[Begin Raw data]
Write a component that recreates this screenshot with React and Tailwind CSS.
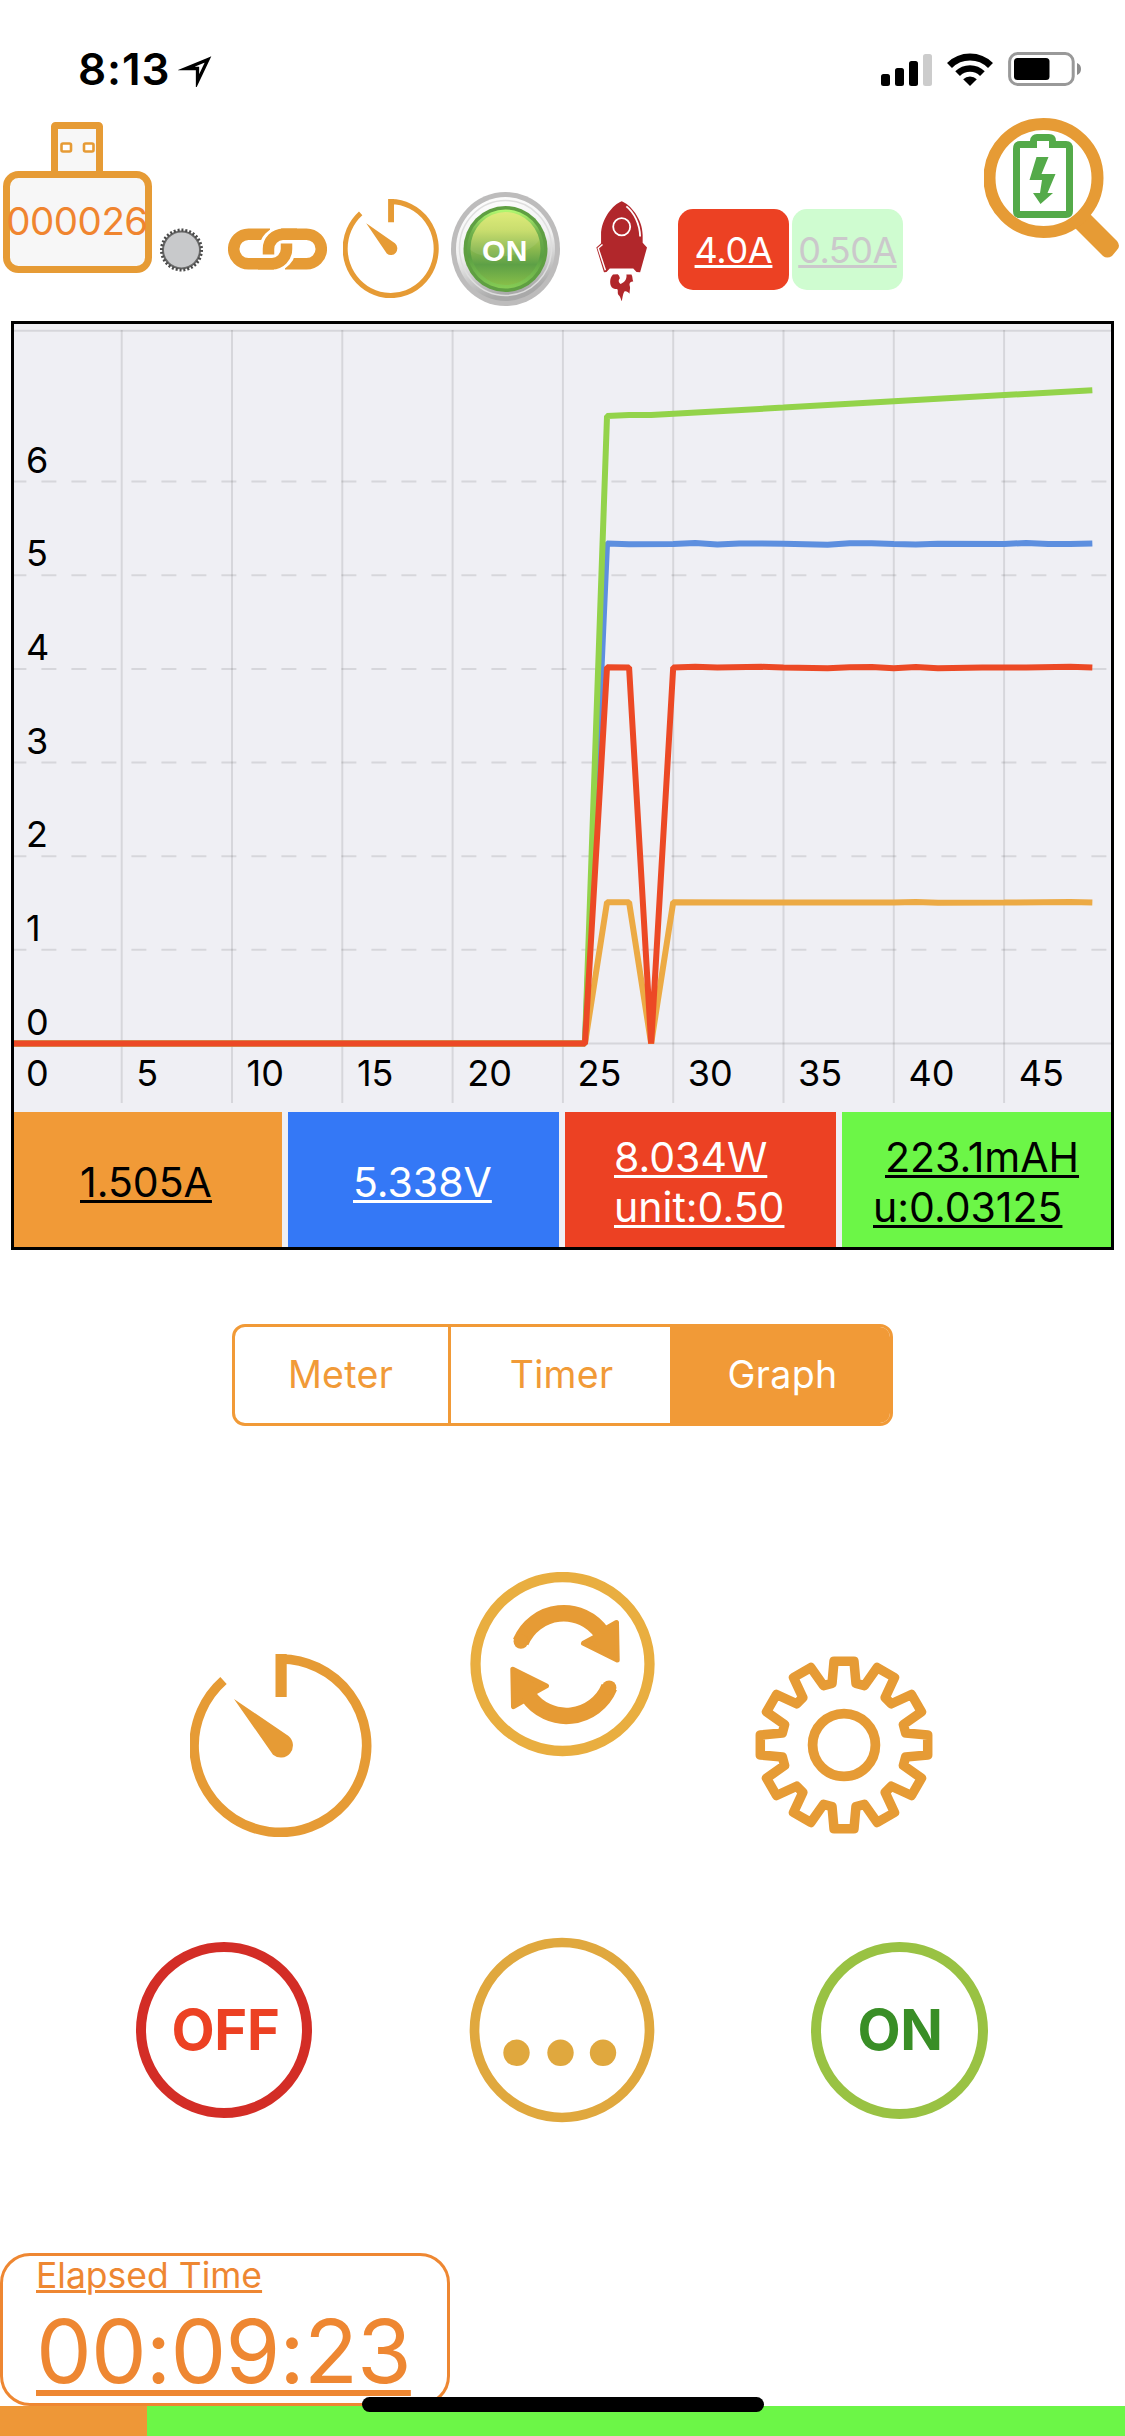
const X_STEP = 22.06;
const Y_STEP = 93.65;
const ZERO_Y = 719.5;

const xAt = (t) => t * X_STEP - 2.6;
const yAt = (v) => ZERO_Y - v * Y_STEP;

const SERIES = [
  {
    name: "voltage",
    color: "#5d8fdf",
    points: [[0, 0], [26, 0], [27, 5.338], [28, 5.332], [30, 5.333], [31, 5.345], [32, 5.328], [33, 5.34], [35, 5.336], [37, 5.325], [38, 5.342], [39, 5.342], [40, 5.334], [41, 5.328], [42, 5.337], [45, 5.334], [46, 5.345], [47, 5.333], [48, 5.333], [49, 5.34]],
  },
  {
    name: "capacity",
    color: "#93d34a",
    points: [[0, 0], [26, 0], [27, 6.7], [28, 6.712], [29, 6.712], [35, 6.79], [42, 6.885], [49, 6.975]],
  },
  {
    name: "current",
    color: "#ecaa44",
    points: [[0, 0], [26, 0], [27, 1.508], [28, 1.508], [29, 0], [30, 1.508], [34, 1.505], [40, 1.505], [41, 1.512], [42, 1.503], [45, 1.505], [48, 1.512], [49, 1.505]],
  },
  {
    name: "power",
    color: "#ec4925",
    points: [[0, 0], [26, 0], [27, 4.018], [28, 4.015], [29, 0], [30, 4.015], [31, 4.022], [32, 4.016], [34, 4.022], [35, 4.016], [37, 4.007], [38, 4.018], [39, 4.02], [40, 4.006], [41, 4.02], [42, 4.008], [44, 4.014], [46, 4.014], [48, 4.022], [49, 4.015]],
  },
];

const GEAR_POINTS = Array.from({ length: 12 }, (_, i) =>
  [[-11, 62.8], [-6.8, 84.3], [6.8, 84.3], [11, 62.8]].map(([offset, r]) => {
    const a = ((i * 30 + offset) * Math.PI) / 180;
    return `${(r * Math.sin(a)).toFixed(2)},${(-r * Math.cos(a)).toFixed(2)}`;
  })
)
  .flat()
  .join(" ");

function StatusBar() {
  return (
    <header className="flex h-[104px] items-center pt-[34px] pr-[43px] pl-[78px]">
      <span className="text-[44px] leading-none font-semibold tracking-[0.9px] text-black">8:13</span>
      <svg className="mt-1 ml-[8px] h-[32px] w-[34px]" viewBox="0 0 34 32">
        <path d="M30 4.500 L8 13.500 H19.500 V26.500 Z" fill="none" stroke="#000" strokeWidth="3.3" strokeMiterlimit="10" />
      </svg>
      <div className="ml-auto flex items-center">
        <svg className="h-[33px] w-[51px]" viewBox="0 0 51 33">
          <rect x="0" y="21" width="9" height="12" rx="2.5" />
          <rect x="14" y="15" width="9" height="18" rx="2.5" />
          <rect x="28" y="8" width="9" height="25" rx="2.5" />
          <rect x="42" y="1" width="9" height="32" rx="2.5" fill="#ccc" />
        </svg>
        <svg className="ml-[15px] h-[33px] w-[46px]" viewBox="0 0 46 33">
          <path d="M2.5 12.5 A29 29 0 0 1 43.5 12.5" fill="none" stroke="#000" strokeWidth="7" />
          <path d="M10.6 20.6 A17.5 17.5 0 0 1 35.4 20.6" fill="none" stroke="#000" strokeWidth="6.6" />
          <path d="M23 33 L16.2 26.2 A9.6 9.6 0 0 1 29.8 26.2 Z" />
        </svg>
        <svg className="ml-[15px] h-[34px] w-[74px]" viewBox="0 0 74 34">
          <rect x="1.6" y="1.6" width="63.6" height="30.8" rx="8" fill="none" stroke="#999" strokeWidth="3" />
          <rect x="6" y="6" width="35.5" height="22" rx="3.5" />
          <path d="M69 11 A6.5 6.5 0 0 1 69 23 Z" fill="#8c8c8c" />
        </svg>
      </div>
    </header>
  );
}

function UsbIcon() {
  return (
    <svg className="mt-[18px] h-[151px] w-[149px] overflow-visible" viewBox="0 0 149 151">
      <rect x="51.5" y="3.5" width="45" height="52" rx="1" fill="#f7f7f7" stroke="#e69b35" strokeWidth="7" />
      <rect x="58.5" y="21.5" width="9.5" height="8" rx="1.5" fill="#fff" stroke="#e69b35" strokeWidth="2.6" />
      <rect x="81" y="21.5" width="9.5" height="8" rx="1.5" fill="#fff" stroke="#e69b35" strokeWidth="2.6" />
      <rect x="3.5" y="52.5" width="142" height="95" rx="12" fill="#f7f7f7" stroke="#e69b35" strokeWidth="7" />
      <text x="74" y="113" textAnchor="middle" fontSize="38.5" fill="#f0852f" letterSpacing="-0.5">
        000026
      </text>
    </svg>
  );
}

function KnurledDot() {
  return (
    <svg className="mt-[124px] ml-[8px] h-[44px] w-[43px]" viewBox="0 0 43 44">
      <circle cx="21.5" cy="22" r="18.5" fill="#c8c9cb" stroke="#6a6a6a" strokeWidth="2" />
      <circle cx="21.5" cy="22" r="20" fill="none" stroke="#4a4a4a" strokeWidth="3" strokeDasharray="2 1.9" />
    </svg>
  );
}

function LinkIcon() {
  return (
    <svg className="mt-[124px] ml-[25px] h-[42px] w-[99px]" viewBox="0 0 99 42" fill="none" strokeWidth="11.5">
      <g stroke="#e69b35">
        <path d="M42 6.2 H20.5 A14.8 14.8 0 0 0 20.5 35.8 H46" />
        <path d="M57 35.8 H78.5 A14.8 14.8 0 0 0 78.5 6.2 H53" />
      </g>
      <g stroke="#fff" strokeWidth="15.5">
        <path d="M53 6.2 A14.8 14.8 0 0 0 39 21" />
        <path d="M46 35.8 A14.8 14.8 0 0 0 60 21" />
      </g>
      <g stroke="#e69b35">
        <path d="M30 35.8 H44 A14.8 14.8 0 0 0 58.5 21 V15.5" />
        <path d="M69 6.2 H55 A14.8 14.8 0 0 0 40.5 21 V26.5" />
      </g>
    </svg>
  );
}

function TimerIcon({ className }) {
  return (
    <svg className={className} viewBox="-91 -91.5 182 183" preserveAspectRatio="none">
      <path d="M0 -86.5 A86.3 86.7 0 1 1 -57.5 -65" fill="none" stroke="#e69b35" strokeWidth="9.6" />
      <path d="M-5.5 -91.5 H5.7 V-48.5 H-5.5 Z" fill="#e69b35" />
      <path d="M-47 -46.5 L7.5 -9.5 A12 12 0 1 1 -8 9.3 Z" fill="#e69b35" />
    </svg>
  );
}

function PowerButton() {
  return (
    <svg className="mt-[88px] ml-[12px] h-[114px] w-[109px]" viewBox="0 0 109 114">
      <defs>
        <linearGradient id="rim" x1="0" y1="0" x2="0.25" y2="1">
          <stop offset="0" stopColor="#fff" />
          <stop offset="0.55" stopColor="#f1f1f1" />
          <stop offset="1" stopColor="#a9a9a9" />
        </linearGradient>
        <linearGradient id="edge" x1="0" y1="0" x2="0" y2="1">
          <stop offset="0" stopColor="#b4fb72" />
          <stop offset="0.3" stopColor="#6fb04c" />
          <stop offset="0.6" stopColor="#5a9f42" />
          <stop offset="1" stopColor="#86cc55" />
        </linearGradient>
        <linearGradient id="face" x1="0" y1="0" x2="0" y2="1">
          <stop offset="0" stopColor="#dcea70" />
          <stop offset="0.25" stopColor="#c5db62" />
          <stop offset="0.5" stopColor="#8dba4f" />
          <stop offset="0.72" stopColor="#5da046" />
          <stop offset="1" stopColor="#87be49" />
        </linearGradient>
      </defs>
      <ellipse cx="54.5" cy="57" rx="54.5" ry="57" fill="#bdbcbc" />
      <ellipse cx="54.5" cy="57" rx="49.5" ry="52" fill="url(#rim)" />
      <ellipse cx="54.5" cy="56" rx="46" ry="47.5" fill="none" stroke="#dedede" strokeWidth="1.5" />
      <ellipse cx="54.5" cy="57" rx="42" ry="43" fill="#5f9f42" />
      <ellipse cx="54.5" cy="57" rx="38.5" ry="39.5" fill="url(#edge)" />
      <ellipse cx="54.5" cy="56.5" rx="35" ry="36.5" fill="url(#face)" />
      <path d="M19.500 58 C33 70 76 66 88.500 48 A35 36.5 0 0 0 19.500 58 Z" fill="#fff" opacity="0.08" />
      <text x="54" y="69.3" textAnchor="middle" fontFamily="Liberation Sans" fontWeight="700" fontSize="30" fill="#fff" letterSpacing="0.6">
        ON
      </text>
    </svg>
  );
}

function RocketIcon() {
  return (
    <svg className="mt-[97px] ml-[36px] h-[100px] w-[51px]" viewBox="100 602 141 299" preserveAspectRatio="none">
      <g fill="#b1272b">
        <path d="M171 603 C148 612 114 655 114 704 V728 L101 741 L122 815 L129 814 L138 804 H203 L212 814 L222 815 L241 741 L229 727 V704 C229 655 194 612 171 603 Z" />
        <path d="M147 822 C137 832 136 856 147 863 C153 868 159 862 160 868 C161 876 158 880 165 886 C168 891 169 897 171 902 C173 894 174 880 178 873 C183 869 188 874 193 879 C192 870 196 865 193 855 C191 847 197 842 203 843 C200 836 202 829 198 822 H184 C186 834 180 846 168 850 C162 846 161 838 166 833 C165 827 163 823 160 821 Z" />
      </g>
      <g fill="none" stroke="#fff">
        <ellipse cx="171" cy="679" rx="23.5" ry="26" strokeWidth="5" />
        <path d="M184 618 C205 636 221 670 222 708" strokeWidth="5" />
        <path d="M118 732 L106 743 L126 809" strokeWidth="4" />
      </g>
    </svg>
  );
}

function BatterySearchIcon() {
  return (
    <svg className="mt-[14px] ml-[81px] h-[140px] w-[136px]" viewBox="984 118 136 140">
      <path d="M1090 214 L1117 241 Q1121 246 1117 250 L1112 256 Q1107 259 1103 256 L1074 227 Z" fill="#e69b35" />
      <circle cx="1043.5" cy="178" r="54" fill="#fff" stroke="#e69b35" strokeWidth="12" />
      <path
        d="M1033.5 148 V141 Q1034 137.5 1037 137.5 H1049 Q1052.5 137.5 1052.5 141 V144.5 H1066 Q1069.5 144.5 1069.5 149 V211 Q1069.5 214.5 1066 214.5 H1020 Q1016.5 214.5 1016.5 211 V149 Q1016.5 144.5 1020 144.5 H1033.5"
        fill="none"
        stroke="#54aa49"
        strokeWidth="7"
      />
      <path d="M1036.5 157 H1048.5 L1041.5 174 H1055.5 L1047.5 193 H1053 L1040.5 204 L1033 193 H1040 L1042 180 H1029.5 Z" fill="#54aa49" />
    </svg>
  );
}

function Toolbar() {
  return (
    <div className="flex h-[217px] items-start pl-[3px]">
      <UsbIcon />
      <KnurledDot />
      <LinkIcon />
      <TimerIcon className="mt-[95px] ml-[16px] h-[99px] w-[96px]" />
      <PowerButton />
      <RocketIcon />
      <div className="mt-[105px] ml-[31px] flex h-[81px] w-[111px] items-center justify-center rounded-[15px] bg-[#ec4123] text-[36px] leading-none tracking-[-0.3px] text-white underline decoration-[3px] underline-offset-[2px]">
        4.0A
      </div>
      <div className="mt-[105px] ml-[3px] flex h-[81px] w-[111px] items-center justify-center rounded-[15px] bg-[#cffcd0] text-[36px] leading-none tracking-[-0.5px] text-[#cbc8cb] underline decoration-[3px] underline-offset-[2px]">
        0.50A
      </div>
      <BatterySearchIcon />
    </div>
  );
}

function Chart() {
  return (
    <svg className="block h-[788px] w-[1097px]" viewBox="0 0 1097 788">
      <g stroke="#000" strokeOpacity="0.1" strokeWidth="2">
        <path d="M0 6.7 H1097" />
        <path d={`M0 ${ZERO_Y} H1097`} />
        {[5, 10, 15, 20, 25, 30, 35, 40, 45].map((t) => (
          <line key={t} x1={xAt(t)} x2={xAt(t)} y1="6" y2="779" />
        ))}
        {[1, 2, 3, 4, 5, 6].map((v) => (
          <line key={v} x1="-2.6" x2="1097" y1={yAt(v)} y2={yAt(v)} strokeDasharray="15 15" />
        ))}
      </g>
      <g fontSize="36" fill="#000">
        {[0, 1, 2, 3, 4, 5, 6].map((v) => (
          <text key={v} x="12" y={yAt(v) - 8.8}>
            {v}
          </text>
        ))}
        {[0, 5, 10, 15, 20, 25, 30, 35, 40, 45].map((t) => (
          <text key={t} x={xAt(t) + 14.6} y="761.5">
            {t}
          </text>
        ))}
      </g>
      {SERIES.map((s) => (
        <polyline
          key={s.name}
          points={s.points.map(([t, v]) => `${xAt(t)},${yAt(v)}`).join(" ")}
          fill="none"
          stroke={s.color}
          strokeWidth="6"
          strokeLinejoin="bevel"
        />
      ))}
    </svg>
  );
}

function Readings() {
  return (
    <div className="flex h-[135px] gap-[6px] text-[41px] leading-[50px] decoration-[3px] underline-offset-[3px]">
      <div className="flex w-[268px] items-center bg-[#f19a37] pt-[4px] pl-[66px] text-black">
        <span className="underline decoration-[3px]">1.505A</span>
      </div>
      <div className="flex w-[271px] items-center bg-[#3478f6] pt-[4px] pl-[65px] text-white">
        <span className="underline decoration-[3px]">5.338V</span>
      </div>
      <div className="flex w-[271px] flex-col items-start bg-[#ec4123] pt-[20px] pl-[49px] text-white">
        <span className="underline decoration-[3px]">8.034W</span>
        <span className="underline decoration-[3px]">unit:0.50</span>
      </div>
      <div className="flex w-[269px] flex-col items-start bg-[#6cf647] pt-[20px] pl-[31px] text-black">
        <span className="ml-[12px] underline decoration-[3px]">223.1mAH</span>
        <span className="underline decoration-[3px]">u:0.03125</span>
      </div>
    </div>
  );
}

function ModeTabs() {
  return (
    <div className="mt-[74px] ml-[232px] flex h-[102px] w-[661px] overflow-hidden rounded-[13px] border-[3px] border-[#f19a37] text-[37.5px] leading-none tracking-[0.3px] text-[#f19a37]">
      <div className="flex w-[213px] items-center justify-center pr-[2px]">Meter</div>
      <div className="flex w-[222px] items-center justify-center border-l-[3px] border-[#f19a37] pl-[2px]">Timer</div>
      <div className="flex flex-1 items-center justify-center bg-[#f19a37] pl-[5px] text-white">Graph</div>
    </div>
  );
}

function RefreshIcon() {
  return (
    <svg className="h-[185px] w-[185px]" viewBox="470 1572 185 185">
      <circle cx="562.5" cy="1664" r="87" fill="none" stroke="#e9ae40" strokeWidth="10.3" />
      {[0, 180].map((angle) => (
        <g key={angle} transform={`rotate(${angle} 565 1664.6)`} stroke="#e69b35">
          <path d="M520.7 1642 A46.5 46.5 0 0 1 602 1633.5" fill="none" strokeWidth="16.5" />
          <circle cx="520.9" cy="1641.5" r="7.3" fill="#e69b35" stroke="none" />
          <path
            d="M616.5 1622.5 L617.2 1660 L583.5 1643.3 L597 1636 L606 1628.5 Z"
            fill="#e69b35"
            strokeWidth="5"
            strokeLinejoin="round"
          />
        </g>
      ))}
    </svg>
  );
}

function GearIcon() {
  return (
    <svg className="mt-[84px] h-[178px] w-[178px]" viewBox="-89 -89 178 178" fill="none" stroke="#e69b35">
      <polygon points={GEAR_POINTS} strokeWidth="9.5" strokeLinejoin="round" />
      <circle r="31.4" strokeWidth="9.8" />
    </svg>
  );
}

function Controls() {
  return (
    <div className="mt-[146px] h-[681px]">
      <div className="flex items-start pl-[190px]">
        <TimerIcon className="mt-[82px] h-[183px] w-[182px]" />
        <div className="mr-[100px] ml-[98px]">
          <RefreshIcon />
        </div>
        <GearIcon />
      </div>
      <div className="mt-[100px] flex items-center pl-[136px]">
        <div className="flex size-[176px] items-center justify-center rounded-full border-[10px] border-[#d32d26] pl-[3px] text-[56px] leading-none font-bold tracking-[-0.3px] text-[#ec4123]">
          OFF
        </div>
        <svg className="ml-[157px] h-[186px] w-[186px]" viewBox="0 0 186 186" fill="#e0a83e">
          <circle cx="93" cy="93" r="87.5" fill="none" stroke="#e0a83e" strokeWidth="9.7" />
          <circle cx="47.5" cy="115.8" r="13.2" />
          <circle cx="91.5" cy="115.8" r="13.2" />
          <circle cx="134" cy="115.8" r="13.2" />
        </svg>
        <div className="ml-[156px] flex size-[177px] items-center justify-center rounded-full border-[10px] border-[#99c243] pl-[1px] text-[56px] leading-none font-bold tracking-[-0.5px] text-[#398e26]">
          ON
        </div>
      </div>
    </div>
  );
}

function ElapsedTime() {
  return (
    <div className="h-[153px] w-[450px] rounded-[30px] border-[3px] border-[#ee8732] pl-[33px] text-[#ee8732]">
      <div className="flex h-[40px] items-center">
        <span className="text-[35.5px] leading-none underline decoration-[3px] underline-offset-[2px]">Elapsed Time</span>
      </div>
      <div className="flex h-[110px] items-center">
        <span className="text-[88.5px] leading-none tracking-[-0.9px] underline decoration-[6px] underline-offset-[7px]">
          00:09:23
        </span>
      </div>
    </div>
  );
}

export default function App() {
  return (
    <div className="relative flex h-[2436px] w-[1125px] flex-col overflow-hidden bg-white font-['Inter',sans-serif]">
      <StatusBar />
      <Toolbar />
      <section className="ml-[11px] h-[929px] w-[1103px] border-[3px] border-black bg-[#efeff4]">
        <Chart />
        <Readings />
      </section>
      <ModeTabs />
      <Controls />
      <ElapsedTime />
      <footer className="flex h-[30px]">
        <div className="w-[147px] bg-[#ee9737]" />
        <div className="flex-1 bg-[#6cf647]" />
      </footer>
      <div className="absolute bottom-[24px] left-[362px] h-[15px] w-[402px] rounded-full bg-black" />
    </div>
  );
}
[End Raw data]
### [The request]
Exactly as written, please give again the lines from the beginning of the listing through the line containing "const yAt = (v) => ZERO_Y - v * Y_STEP;", inclusive, without any pictures.

### [Solution to this task]
Write a component that recreates this screenshot with React and Tailwind CSS.
const X_STEP = 22.06;
const Y_STEP = 93.65;
const ZERO_Y = 719.5;

const xAt = (t) => t * X_STEP - 2.6;
const yAt = (v) => ZERO_Y - v * Y_STEP;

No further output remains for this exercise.